Again, I don’t want boots on the ground. Defending Ukraine isn’t that important to us. But we spend $1.8 billion dollars a month in blue hair welfare checks; $40 million isn’t even a rounding error.
The amount that Congress has allocated to Ukraine in the past 3 months or so is about $55 Billion, not $40 million.
We should spend several times that amount to give Putin two black eyes. It’s well worth it.
I stand corrected. Thank you.
And it’s the Russians that end up emigrating here, not the other way around. Interesting.
Of course. For those who can and have transferable productive skills, doing so is as much of a no-brainer as, say, migrating from California to Texas nowadays.
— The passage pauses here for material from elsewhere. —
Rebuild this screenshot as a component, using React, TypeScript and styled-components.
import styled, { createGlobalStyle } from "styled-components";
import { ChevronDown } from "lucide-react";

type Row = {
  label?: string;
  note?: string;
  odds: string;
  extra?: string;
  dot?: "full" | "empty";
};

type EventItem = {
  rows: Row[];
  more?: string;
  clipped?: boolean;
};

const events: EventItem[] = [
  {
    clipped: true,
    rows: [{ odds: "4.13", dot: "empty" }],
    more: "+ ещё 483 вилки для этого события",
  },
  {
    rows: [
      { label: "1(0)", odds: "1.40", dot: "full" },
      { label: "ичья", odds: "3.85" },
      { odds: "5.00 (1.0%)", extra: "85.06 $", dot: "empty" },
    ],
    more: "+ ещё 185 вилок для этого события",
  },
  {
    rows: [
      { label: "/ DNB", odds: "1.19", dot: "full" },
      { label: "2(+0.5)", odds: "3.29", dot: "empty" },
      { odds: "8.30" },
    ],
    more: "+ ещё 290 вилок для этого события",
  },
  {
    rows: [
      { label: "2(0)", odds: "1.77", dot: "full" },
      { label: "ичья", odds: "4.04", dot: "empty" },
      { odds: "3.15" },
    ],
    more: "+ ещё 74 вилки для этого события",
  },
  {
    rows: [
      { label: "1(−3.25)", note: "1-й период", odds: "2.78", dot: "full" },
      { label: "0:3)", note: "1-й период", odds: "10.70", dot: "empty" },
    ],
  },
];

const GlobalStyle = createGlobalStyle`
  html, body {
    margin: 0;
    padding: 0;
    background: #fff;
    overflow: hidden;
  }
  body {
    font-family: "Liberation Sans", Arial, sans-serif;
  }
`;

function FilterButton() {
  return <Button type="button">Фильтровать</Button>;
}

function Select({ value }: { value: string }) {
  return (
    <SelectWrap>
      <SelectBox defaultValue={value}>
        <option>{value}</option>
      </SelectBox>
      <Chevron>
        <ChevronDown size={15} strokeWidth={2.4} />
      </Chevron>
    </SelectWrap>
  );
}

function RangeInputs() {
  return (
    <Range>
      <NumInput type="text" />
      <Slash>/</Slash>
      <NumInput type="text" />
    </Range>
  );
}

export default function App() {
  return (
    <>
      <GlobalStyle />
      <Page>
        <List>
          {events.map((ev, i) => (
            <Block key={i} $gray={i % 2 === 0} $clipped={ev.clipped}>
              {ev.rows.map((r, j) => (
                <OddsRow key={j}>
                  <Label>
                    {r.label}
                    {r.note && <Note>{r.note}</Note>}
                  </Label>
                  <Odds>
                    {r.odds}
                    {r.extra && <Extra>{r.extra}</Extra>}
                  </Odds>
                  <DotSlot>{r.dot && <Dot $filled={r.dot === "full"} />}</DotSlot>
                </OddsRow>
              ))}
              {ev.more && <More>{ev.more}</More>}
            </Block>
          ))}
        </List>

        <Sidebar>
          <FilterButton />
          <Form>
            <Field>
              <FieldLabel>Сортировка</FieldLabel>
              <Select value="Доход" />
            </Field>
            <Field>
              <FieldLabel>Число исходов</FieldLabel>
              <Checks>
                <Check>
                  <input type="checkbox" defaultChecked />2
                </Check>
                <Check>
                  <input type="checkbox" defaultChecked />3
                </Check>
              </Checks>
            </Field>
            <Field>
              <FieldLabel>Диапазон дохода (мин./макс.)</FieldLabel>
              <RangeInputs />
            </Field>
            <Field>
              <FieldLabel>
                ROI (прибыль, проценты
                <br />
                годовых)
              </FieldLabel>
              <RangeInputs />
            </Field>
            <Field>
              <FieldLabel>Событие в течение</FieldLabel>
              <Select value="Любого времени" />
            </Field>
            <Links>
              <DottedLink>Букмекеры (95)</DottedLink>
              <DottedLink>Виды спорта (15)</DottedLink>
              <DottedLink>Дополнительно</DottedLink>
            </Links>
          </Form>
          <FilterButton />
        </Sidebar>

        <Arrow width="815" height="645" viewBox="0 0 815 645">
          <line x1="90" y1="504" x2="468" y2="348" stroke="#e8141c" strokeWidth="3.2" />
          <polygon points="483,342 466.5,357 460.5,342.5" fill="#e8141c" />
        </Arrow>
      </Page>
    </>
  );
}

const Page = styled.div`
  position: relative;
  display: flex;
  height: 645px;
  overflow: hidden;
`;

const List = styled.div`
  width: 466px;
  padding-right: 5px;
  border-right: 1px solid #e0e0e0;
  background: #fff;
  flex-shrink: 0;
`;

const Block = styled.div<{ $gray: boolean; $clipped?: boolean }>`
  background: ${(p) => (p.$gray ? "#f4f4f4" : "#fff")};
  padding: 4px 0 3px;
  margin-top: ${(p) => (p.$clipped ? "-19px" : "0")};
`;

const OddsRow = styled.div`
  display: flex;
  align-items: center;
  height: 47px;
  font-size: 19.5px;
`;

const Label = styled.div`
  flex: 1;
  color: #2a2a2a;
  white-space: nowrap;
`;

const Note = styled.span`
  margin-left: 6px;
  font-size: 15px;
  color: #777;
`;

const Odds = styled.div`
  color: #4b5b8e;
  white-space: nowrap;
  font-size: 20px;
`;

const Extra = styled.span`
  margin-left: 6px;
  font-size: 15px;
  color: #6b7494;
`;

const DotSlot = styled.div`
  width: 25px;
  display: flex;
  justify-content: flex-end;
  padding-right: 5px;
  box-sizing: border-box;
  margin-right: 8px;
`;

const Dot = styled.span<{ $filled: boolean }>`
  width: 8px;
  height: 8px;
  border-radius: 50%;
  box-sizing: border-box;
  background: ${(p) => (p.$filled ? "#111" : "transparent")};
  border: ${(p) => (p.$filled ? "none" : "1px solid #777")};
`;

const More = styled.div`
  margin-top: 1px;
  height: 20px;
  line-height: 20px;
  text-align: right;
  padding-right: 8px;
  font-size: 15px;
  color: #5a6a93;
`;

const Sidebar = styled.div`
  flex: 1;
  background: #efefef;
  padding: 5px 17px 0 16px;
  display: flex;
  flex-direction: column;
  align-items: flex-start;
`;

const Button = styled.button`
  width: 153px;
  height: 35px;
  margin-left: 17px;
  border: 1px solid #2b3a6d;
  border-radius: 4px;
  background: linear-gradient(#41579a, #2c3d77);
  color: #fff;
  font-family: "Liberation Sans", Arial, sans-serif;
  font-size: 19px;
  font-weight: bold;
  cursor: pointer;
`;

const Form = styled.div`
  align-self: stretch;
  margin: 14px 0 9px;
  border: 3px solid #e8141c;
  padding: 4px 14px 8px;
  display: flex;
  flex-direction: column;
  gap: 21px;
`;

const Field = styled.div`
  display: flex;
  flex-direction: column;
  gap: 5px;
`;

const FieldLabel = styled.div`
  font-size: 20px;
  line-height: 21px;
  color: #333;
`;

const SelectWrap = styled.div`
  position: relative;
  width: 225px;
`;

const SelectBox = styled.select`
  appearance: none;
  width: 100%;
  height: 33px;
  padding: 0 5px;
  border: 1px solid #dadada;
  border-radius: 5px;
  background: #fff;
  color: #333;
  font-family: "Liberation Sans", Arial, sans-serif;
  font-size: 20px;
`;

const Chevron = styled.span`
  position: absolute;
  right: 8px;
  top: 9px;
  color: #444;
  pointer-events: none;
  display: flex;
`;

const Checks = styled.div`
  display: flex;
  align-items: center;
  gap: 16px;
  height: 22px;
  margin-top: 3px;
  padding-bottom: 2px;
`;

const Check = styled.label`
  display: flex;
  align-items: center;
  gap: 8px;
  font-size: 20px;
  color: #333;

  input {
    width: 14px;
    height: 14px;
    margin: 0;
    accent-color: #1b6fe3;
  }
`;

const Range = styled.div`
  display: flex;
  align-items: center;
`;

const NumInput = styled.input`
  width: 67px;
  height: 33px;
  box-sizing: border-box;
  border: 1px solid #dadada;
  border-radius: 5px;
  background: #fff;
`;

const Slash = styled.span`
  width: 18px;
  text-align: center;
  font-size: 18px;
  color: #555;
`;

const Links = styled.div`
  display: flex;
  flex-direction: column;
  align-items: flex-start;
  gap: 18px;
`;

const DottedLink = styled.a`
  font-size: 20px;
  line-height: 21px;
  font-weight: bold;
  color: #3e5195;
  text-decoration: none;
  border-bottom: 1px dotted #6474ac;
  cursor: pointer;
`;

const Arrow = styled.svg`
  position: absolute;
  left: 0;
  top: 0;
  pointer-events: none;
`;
Biden even before his obvious mental decline had a famously almost fatal case of logorrhea. My assumption is he wasn’t trying to provoke anything. He was just spouting off, which is inconsequential if you are a member of the Senate but has potential earth shaking consequences as a president.
Not that I don’t agree with much of this, maybe even all of it. I will reiterate though that 40 billion spent in Ukraine is probably the least harmful thing that 40 billion could do given our present circumstances. I would prefer it never to have been taxed in the first place; however, that isn’t going to happen with the democrats in charge. I too would prefer it was spent on the US border but that isn’t going to happen with the democrats in charge. It was going to be spent somehow, because that was always going to happen with the democrats in charge. I don’t think this speeds the destruction of the US any more than just having the democrats in charge does.
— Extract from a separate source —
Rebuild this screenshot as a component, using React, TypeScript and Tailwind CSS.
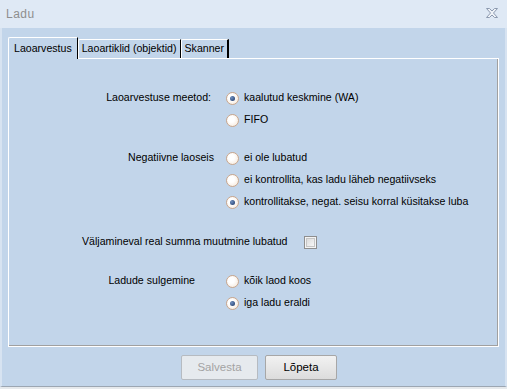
import React from 'react';

const Radio: React.FC<{ checked?: boolean }> = ({ checked }) => (
  <div className="w-[13px] h-[13px] rounded-full border border-[#c9a68c] bg-[radial-gradient(circle_at_40%_40%,#ffffff_30%,#f4e4d4)] flex items-center justify-center shrink-0">
    {checked && <div className="w-[5px] h-[5px] rounded-full bg-[radial-gradient(circle_at_35%_35%,#6f8fc0,#1a3563)]" />}
  </div>
);

const RadioRow: React.FC<{ label?: string; pr?: string; text: string; checked?: boolean }> = ({ label, pr = 'pr-[12px]', text, checked }) => (
  <div className="h-[22px] flex items-center">
    <div className={`w-[217px] text-right ${pr}`}>{label}</div>
    <Radio checked={checked} />
    <span className="ml-[5px]">{text}</span>
  </div>
);

export default function App() {
  return (
    <div
      className="w-[507px] h-[389px] bg-[#c2d5ea] flex flex-col text-[10.6px] text-black overflow-hidden"
      style={{ fontFamily: '"Liberation Sans", Arial, sans-serif' }}
    >
      {/* Title bar */}
      <div className="h-[28px] bg-[#dfe9f5] flex items-center justify-between pl-[6px] pr-[9px] shrink-0">
        <span className="text-[12px] text-[#8e8e8e] tracking-[0.5px]">Ladu</span>
        <svg width="12" height="10" viewBox="0 0 12 10" className="mt-[-3px]">
          <path d="M0.5 0.5h3l2.5 2.5 2.5-2.5h3l-4 4.5 4 4.5h-3l-2.5-2.5-2.5 2.5h-3l4-4.5z" fill="#eef2f7" stroke="#8d9ab0" strokeWidth="1" />
        </svg>
      </div>

      {/* Body */}
      <div className="flex-1 flex flex-col border-l-2 border-l-[#d7e3f1] border-r-2 border-r-[#d7e3f1] border-b border-b-[#9ca6b2]">
        {/* Tabs */}
        <div className="flex items-end h-[30px] pl-[6px] pt-[8px]">
          <div className="h-[22px] px-[5px] flex items-center bg-[#c2d5ea] border-t border-l border-white border-r border-r-black rounded-tl-[2px] relative z-10 -mb-px">
            Laoarvestus
          </div>
          <div className="h-[19px] px-[3px] flex items-center border-t border-l border-white border-r border-r-black rounded-tl-[2px]">
            Laoartiklid (objektid)
          </div>
          <div className="h-[19px] px-[3px] flex items-center border-t border-l border-white border-r border-r-black border-r-2 rounded-tl-[2px]">
            Skanner
          </div>
        </div>

        {/* Panel */}
        <div className="ml-[6px] w-[491px] h-[289px] border-t border-l border-white border-r border-b border-black shadow-[inset_-1px_-1px_0_#a0a0a0] pt-[28px]">
          <RadioRow label="Laoarvestuse meetod:" pr="pr-[15px]" text="kaalutud keskmine (WA)" checked />
          <RadioRow text="FIFO" />

          <div className="h-[16px]" />
          <RadioRow label="Negatiivne laoseis" pr="pr-[12px]" text="ei ole lubatud" />
          <RadioRow text="ei kontrollita, kas ladu läheb negatiivseks" />
          <RadioRow text="kontrollitakse, negat. seisu korral küsitakse luba" checked />

          <div className="h-[18px]" />
          <div className="h-[22px] flex items-center pl-[73px]">
            <span>Väljamineval real summa muutmine lubatud</span>
            <div className="ml-auto mr-[181px] w-[13px] h-[13px] border border-[#8e8e8e] bg-[#f4f4f4] p-px">
              <div className="w-full h-full border border-[#c6c6c6] bg-[linear-gradient(135deg,#dcdcdc,#f7f7f7)]" />
            </div>
          </div>

          <div className="h-[17px]" />
          <RadioRow label="Ladude sulgemine" pr="pr-[31px]" text="kõik laod koos" />
          <RadioRow text="iga ladu eraldi" checked />
        </div>

        {/* Buttons */}
        <div className="flex justify-center gap-[7px] pt-[8px] pl-[11px]">
          <button className="w-[77px] h-[25px] rounded-[2px] border border-[#b6bbc1] bg-[#e6eaee] text-[#a3a3a3] text-[11.5px]">
            Salvesta
          </button>
          <button className="w-[72px] h-[25px] rounded-[2px] border border-[#a7a7a7] bg-[linear-gradient(#f2f2f2,#dcdcdc)] text-black text-[11.5px]">
            Lõpeta
          </button>
        </div>
      </div>
      <div className="h-[2px] bg-[#e6e9ec] shrink-0" />
    </div>
  );
}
I don’t know it seems like Putin wasted a lot of resources on that including some of his best trained troops. I think he thought he could take Kiev quickly, depose Zelenskyy and install a friendlier government. It was a gamble that didn’t pay off for Russia. That doesn’t mean they won’t achieve their new war aims but it looks like it was a major miscalculation.
Biden’s mouth always ran when his brain was in neutral. Now that his brain has seized up, it exhibits the same behavior except he forgets the words.